- [DATA SUPPLIED]:

····················

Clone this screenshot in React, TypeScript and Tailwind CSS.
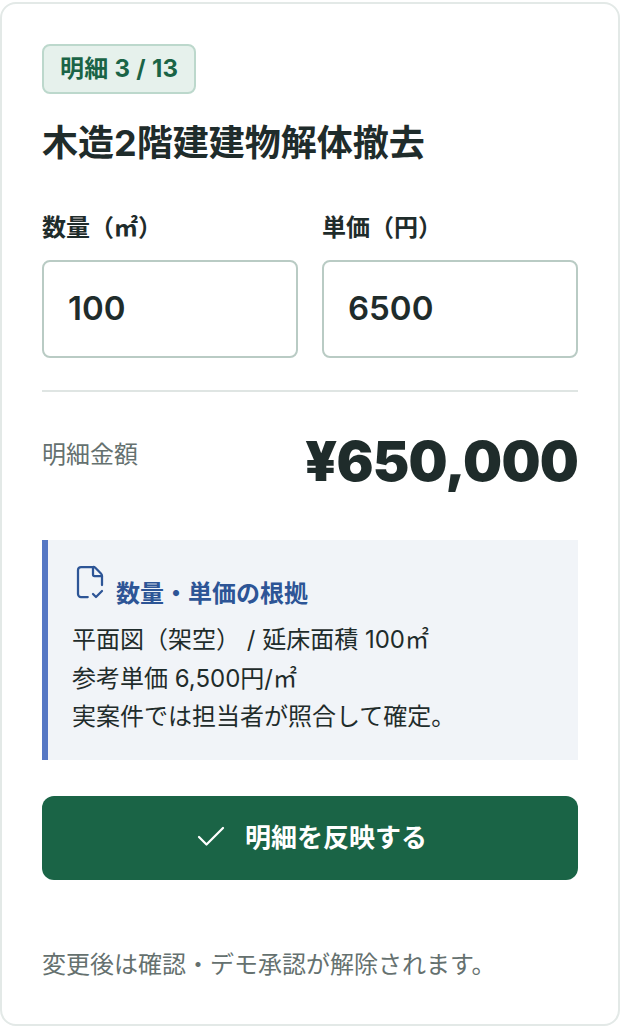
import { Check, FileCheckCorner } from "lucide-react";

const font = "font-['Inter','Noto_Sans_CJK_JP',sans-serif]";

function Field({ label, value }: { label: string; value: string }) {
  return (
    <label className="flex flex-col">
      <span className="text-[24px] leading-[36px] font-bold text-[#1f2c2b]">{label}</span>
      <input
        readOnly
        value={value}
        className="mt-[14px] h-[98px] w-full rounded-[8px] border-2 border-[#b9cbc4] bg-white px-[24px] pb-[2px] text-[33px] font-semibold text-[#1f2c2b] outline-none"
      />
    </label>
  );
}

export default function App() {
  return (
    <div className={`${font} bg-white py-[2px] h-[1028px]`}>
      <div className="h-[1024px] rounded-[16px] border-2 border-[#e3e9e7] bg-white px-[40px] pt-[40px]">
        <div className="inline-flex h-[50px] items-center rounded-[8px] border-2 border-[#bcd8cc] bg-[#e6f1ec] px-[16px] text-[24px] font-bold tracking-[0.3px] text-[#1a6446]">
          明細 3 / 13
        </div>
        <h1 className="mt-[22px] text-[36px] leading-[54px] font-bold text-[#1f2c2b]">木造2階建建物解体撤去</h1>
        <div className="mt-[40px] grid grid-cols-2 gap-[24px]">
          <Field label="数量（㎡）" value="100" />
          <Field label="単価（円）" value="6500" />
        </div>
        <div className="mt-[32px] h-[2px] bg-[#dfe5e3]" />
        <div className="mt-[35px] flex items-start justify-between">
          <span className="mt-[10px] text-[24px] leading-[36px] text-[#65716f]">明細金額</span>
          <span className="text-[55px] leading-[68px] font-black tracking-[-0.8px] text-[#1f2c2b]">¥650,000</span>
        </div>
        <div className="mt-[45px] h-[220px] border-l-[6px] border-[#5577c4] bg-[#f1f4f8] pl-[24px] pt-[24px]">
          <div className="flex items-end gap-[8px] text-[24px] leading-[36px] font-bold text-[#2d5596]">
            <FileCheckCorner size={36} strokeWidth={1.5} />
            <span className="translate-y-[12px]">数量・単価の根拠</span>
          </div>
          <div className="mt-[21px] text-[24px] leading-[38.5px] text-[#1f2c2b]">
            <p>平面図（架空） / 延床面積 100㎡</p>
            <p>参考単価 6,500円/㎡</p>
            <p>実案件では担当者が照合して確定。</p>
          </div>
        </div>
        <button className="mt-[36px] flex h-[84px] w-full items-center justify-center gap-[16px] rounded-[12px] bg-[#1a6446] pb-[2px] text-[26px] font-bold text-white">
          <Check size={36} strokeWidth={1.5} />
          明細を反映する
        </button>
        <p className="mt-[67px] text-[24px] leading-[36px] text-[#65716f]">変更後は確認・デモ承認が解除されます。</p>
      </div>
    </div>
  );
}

····················

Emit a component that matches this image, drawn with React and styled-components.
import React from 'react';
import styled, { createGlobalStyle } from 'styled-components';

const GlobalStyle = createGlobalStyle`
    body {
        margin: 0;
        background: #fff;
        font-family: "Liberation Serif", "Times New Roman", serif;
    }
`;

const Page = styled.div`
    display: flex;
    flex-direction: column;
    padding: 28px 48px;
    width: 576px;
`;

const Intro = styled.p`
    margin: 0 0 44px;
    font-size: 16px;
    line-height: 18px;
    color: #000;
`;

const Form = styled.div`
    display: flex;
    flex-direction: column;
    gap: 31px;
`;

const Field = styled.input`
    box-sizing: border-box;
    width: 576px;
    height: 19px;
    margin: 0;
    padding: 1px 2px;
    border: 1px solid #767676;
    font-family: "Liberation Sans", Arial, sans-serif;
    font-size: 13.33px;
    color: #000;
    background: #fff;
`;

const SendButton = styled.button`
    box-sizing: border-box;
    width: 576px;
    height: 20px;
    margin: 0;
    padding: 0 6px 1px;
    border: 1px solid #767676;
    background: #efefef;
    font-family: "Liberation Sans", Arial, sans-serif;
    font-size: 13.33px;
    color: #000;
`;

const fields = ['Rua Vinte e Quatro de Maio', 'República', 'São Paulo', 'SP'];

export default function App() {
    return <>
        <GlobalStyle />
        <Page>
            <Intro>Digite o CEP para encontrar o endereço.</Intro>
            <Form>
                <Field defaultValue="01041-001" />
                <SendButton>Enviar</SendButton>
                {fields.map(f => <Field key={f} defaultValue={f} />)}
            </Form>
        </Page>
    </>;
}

····················

- [TASK TO COMPLETE]:
Above are several records. Count the lines among them that contain "styled" and give only the total.

- [COMPLETE OUTPUT]:
7